Keyakinan Ramalan Jayabaya oleh Pangeran Diponegoro saat Gunung Merapi Meletus
Ramalan Jayabaya dan peristiwa meletusnya Gunung Merapi menjadi hal yang diyakini Pangeran Diponegoro sebagai tanda alam. Apalagi erupsi Gunung Merapi itu terjadi menandai penobatan Sultan Hamengkubuwono V sebagai Sultan Yogyakarta. Letusan Gunung Merapi itu menjadi peristiwa alam besar saat itu.
Letusan Gunung Merapi pada 1822 begitu dahsyat sehingga membuat warga Yogyakarta terpukul setelah penobatan Sang Sultan. Warga Yogya kala itu harus berhadapan dengan material vulkanik yang menerjang pada 28 - 30 Desember 1822.
Pangeran Diponegoro sendiri menjadi saksi bagaimana dashyatnya letusan gunung itu dan menggambarkan pada babadnya. Saat letusan gunung terjadi, Sang Pangeran tengah berada di rumah adiknya Suryobrongto, yang anaknya tengah dikhitan.
Sebagaimana dikutip dari Peter Carey pada bukunya berjudul "Takdir: Riwayat Pangeran Diponegoro 1785 - 1855" mengisahkan waktu itu Sang Pangeran masih sempat tinggal sepanjang malam bermain catur dengan kawan lamanya Raden Ayu Danukusumo sehari sebelum Gunung Merapi meletus. Tepat pada Minggu pagi buta 28 Desember 1822, serangkaian gempa terjadi, Gunung Merapi akhirnya mulai meletus.
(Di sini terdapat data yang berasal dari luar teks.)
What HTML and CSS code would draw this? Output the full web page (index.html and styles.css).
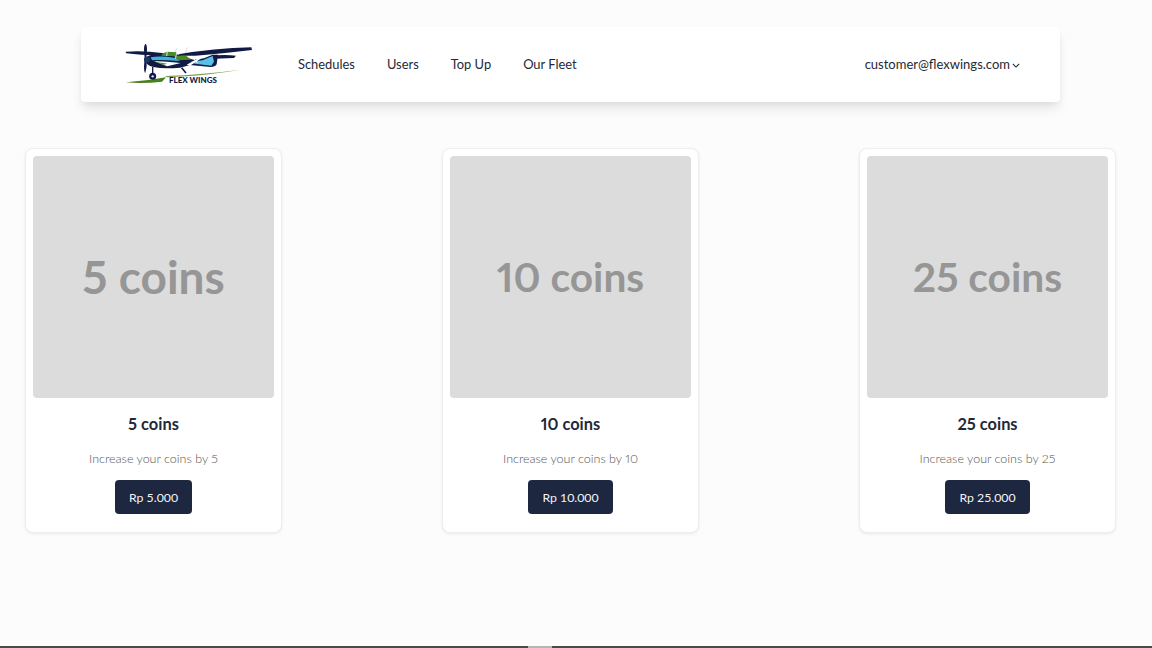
FILE: index.html
```html
<!DOCTYPE html>
<html lang="en">
<head>
<meta charset="utf-8">
<title>Flex Wings - Top Up</title>
<link rel="stylesheet" href="styles.css">
</head>
<body>
<div class="page">
  <header class="navbar">
    <div class="nav-left">
      <a class="logo" href="#" aria-label="Flex Wings">
        <svg class="logo-svg" viewBox="135 60 384 126" width="128" height="42">
          <path d="M138 178 Q200 174 258 163 L246 176 Q190 183 138 178Z" fill="#4a7f1f"/>
          <path d="M255 159 Q370 155 482 140 Q380 158 262 163Z" fill="#7f9a4a"/>
          <path d="M137 86 Q190 82 246 90 L246 97 Q190 98 138 91Z" fill="#101a44"/>
          <path d="M284 92 L290 76 M316 92 L322 73" stroke="#c8ccd0" stroke-width="2"/>
          <path d="M192 106 Q205 96 240 90 L290 94 L340 110 L372 106 L398 95 L414 95 L410 124 Q405 132 392 132 L330 126 L300 134 Q250 138 220 132 Q195 126 192 106Z" fill="#101a44"/>
          <path d="M243 98 Q250 88 262 86 L290 88 L286 100Z" fill="#4a8a26"/>
          <path d="M283 98 L318 98 L334 110 L286 112Z" fill="#4a8a26"/>
          <path d="M262 86 L260 99 M290 88 L286 110" stroke="#dfe6ee" stroke-width="3"/>
          <path d="M212 103 Q240 98 282 104 L300 114 L262 112 Q235 110 216 112Z" fill="#3fb3df"/>
          <path d="M222 114 L262 116 L302 120 L262 130 Q240 122 222 114Z" fill="#fff"/>
          <path d="M225 116 L262 122 L250 125Z" fill="#4a8a26"/>
          <path d="M332 116 L368 112 L398 99 L402 116 L394 128 L345 122Z" fill="#57c1e8"/>
          <path d="M295 94 Q400 76 514 73 L516 81 Q440 90 372 96 L345 98 L300 98Z" fill="#101a44"/>
          <path d="M320 125 L368 98 L376 98 L330 128Z" fill="#fff"/>
          <path d="M336 100 L352 120" stroke="#fff" stroke-width="3"/>
          <path d="M405 97 Q440 94 468 98 L462 105 L405 107Z" fill="#101a44"/>
          <path d="M196 63 Q201 63 201 80 L199 105 L200 130 L196 150 Q192 148 192 130 L194 105 L192 80 Q192 66 196 63Z" fill="#101a44"/>
          <circle cx="201" cy="110" r="9" fill="#1d3766"/>
          <path d="M218 132 L218 150" stroke="#101a44" stroke-width="4"/>
          <circle cx="218" cy="160" r="10.500" fill="#101a44"/>
          <circle cx="218" cy="160" r="3.500" fill="#dfe6ee"/>
          <path d="M305 134 L318 150" stroke="#101a44" stroke-width="5"/>
        </svg>
        <span class="logo-text">FLEX WINGS</span>
      </a>
      <nav class="nav-links">
        <a href="#">Schedules</a>
        <a href="#">Users</a>
        <a href="#">Top Up</a>
        <a href="#">Our Fleet</a>
      </nav>
    </div>
    <div class="account">
      <span>customer@flexwings.com</span>
      <svg class="chevron" viewBox="0 0 10 6" width="8" height="5"><path d="M1 1 L5 5 L9 1" fill="none" stroke="#1f2937" stroke-width="1.300"/></svg>
    </div>
  </header>

  <main class="cards">
    <article class="card">
      <div class="thumb">5 coins</div>
      <h2 class="card-title">5 coins</h2>
      <p class="card-text">Increase your coins by 5</p>
      <button class="price">Rp 5.000</button>
    </article>
    <article class="card">
      <div class="thumb thumb-long">10 coins</div>
      <h2 class="card-title">10 coins</h2>
      <p class="card-text">Increase your coins by 10</p>
      <button class="price">Rp 10.000</button>
    </article>
    <article class="card">
      <div class="thumb thumb-long">25 coins</div>
      <h2 class="card-title">25 coins</h2>
      <p class="card-text">Increase your coins by 25</p>
      <button class="price">Rp 25.000</button>
    </article>
  </main>

  <div class="bottom-edge">
    <span class="edge-left"></span>
    <span class="edge-light"></span>
    <span class="edge-right"></span>
  </div>
</div>
</body>
</html>
```
FILE: styles.css
```css
* { box-sizing: border-box; }
html, body { margin: 0; height: 100%; }
body {
  background: #fcfcfc;
  color: #1f2937;
  font-family: "Lato", "Open Sans", sans-serif;
  font-variant-numeric: proportional-nums;
  overflow: hidden;
}
.page {
  height: 648px;
  display: flex;
  flex-direction: column;
  padding-top: 27px;
}
.navbar {
  width: 979px;
  height: 75px;
  margin-left: 81px;
  flex: none;
  background: #fff;
  border-radius: 4px;
  box-shadow: 0 8px 12px -2px rgba(0,0,0,.1), 0 2px 5px rgba(0,0,0,.04);
  display: flex;
  align-items: center;
  justify-content: space-between;
  padding: 0 40px 0 44px;
}
.nav-left { display: flex; align-items: center; margin-top: -1px; }
.logo {
  display: block;
  position: relative;
  width: 128px;
  height: 42px;
  text-decoration: none;
  margin-right: 45px;
}
.logo-svg { display: block; }
.logo-text {
  position: absolute;
  left: 44px;
  top: 32px;
  font-size: 8px;
  line-height: 10px;
  font-weight: 900;
  color: #101a44;
  white-space: nowrap;
}
.nav-links { display: flex; gap: 32px; }
.nav-links a {
  font-size: 12.900px;
  line-height: 20px;
  color: #1f2937;
  text-decoration: none;
}
.account {
  display: flex;
  align-items: center;
  gap: 2px;
  font-size: 13px;
  line-height: 20px;
  color: #1f2937;
  margin-top: -1px;
}
.chevron { margin-top: 3px; }
.cards {
  flex: 1;
  display: flex;
  justify-content: space-between;
  align-items: flex-start;
  padding: 46px 36px 0 25px;
}
.card {
  width: 257px;
  height: 385px;
  background: #fff;
  border: 1px solid #eeeeee;
  border-radius: 8px;
  box-shadow: 0 1px 3px rgba(0,0,0,.08);
  padding: 7px 7px 6px;
  display: flex;
  flex-direction: column;
  align-items: center;
}
.thumb {
  width: 241px;
  height: 242px;
  flex: none;
  background: #dcdcdc;
  border-radius: 4px;
  color: #969696;
  font-size: 46px;
  font-weight: 700;
  display: flex;
  align-items: center;
  justify-content: center;
  padding-bottom: 2px;
}
.thumb-long { font-size: 40.700px; }
.card-title {
  margin: 15px 0 0;
  font-size: 16.400px;
  line-height: 22px;
  font-weight: 700;
  color: #1f2937;
}
.card-text {
  margin: 14px 0 0;
  font-size: 12.500px;
  line-height: 20px;
  font-weight: 300;
  color: #555555;
}
.price {
  margin-top: 11px;
  height: 34px;
  padding: 0 14px;
  border: 0;
  border-radius: 4px;
  background: #1d273f;
  color: #f3f4f6;
  font-family: inherit;
  font-size: 12.300px;
}
.bottom-edge {
  flex: none;
  height: 2px;
  display: flex;
}
.edge-left { width: 528px; background: #4a4a4a; }
.edge-right { flex: 1; background: #4a4a4a; }
.edge-light { width: 24px; background: #b5b5b5; }
```
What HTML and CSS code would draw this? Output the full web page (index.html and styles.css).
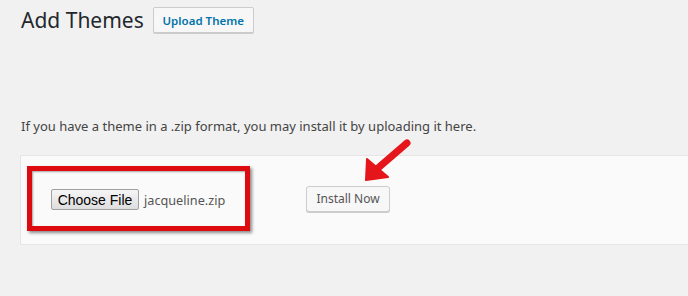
FILE: index.html
```html
<!DOCTYPE html>
<html lang="en">
  <head>
    <meta charset="UTF-8" />
    <meta name="viewport" content="width=device-width, initial-scale=1.0" />
    <title>Add Themes</title>
    <link rel="stylesheet" href="styles.css">
  </head>
  <body>
    <div class="wrap">
      <div class="page-title">
        <h1>Add Themes</h1>
        <button class="upload-btn">Upload Theme</button>
      </div>

      <p class="help">If you have a theme in a .zip format, you may install it by uploading it here.</p>

      <!-- Upload form -->
      <div class="upload-panel">
        <div class="highlight">
          <button class="choose-file">Choose File</button>
          <span class="file-name">jacqueline.zip</span>
        </div>
        <button class="install-btn">Install Now</button>
      </div>
    </div>

    <!-- Annotation arrow -->
    <svg class="arrow" width="80" height="60" viewBox="0 0 80 60">
      <g fill="#e5161b" stroke="#e5161b" stroke-linecap="round" stroke-linejoin="round">
        <line x1="57" y1="13" x2="28" y2="38" stroke-width="7" />
        <polygon points="16,50 17,29 38,47" stroke-width="2" />
      </g>
    </svg>
  </body>
</html>
```

FILE: styles.css
```css
/* General Styles */
body {
  font-family: "Noto Sans", "Open Sans", sans-serif;
  margin: 0;
  padding: 0;
  background-color: #f1f1f1;
  color: #444;
  overflow: hidden;
}

.wrap {
  padding: 7px 0 0 20px;
}

/* Title Row */
.page-title {
  display: flex;
  align-items: center;
  gap: 9px;
}

h1 {
  margin: 0;
  font-size: 21px;
  font-weight: 400;
  color: #23282d;
  line-height: 26px;
  padding-left: 1px;
}

.upload-btn {
  font-family: inherit;
  font-size: 11.5px;
  font-weight: 600;
  color: #0073aa;
  background-color: #f7f7f7;
  border: 1px solid #ccc;
  border-radius: 2px;
  height: 26px;
  width: 101px;
  padding: 0;
  box-shadow: 0 1px 0 #ccc;
}

/* Help Text */
.help {
  margin: 83px 0 0 1px;
  font-size: 13px;
  line-height: 20px;
}

/* Upload Panel */
.upload-panel {
  margin-top: 19px;
  margin-right: -10px;
  background-color: #fafafa;
  border: 1px solid #e5e5e5;
  padding: 10px 0 13px 6px;
  display: flex;
  align-items: center;
}

.highlight {
  width: 194px;
  height: 53px;
  border: 5px solid #dd0a10;
  box-shadow: 2px 2px 3px rgba(0, 0, 0, 0.45), inset 1px 1px 2px rgba(0, 0, 0, 0.35);
  display: flex;
  align-items: center;
  padding-left: 19px;
  padding-top: 2px;
  box-sizing: content-box;
}

.choose-file {
  font-family: "Liberation Sans", Arial, sans-serif;
  font-size: 14px;
  color: #000;
  height: 21px;
  width: 88px;
  padding: 0;
  border: 1px solid #a0a0a0;
  border-radius: 2px;
  background: linear-gradient(#f5f5f5, #dedede);
}

.file-name {
  margin-left: 5px;
  font-size: 12.7px;
  color: #555;
}

.install-btn {
  margin-left: 56px;
  font-family: inherit;
  font-size: 12px;
  color: #555;
  background-color: #f7f7f7;
  border: 1px solid #ccc;
  border-radius: 3px;
  height: 26px;
  width: 84px;
  padding: 0;
  box-shadow: 0 1px 0 #ccc;
}

/* Arrow overlay */
.arrow {
  position: absolute;
  left: 350px;
  top: 130px;
}
```
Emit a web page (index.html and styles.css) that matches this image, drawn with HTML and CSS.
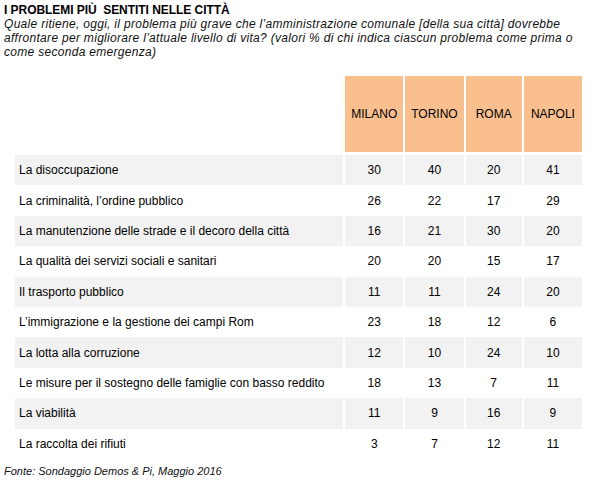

Aliran lahar terlihat menuruni lereng gunung diiringi hujan abu dan pasir. Pemandangan kepulan asap yang naik ke angkasa yang masih gelap itu kian pekat. Saat itulah Pangeran Diponegoro keluar pekarangan rumah Tegalrejo bersama istrinya, Raden Ayu Maduretno dan melihat ke langit. Sambil menyaksikan gunung yang sedang terbakar dan bumi berguncang akibat gempa, Sang Pangeran melukiskan betapa dia tersenyumnya dalam hati, karena tahu peristiwa ini merupakan pertanda kemurkaan Allah.
Letusan Gunung Merapi itu memang cukup dahsyat, bahkan laporan - laporan pemerintahan kolonial Belanda kala itu mengonfirmasi apa yang digambarkan Pangeran Diponegoro. Di lereng-lereng gunung, penduduk berhamburan meninggalkan rumah mereka dan tiga desa di Kedu hancur. Catatan sejarah kala itu memperlihatkan letusan Gunung Merapi merupakan yang terburuk setelah terakhir kali terjadi pada 1772.
Peristiwa letusan Gunung Merapi juga hampir dapat dipastikan meningkatkan pengharapan akan datangnya Ratu Adil, yang diramalkan Jayabaya. Di mana pada mitologi Jawa lokal, roh penjaga gunung bernama Kiai Sapu Jagad.
Sosoknya inilah begitu dihormati di samping Ratu Kidul sebagai salah satu dari dua roh penjaga kesultanan. Refleksi Diponegoro tentang pertanda amarah Illahi juga dianut banyak orang di zamannya.
Sang Pangeran juga yakin akan ramalan Joyoboyo, Raja Kediri yang terkemuka itu bahwa datangnya Ratu Adil Jawa digambarkan selalu didahului oleh hujan abu, gempa bumi, kilat petir, halilintar, hujan deras, angin kencang, gerhana matahari dan bula.
Serangan wabah kolera pada 1821 yang melambungkan harga beras dan rusaknya tatanan masyarakat, dengan mudah dihubungkan dalam pikiran orang kebanyakan dengan zaman edan sebelum datangnya Ratu Adil.